A Faculdade Nacional de Direito (UFRJ) abrigará, em outubro, seminário internacional dedicado ao tema da justiça de transição no Brasil. Em que pese nossa experiência ditatorial não ter sido nada branda, a busca por responsabilização dos agentes estatais em razão dos bárbaros crimes cometidos tardou muito em relação a outros países latinoamericanos. Bem verdade que organizações tais como o Tortura Nunca Mais se organizaram logo após a redemocratização, mas as instituições só começaram a se movimentar rumo a processos de justiça de transição muito mais recentemente.
Já escrevi no blog como vislumbro uma diferença muito clara entre o clamor por responsabilização e o clamor por punição. São, muito embora variações sobre um mesmo tema, movimentos distintos, com repercussões jurídicas e políticas bem diversas. Aliás, o post veio na esteira do julgamento pelo STF da ADPF da Lei de Anistia, em que insistia que tomar a (correta) decisão do Supremo - de não permitir a aplicação do Direito penal aos agentes públicos anistiados - como ponto final no capítulo "revisitar as atrocidades da ditadura" seria um tristíssimo equívoco.
Desde então, dois episódios da justiça paulista merecem breve comentário. O juiz Ali Mazloum indeferiu pedido de arquivamento de inquérito policial que apurava o delito de ocultação de cadáver cometido contra Fábio Molina, militante de esquerda preso em 1971 pelo famigerado DOI/CODI. O magistrado afirmou que a contagem do prazo prescricional, no delito em questão, começa a contar da data da descoberta do cadáver. No que interessa à análise, afastou a incidência da Lei de Anistia, por entender que o referido delito estaria fora do alcance do esquecimento estatal.

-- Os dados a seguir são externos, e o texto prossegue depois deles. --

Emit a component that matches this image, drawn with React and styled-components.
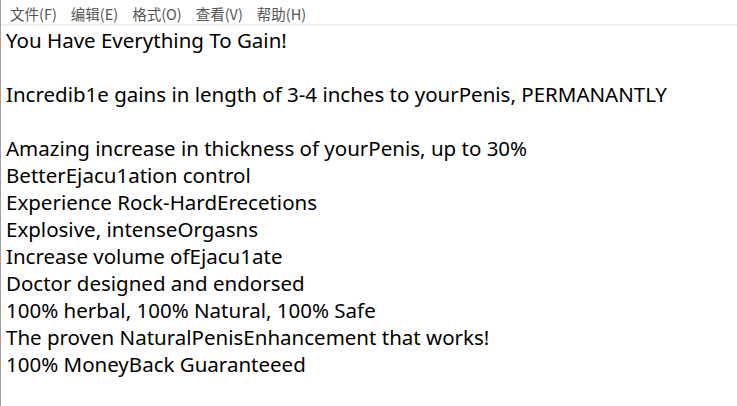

Disso sim se trata, em meu enteder, o direito à memória e os preceitos da justiça de transição: tornar responsável o Estado e seus agentes pelos abusos cometidos. O emprego do Direito penal, após 30 anos, contraria os mesmos alicerces do Estado Democrático de Direito que a ditadura solapou, de sorte que seria algo na linha do "ladrão que rouba ladrão". Já ações como essa vão ao cerne do problema: geram o reconhecimento (i) de que o fato ocorreu; (ii) que foi cometido por pessoas determinadas; e (iii) que responderão pelos delitos cometidos, ainda que não por meio das sanções penais.
Aplausos.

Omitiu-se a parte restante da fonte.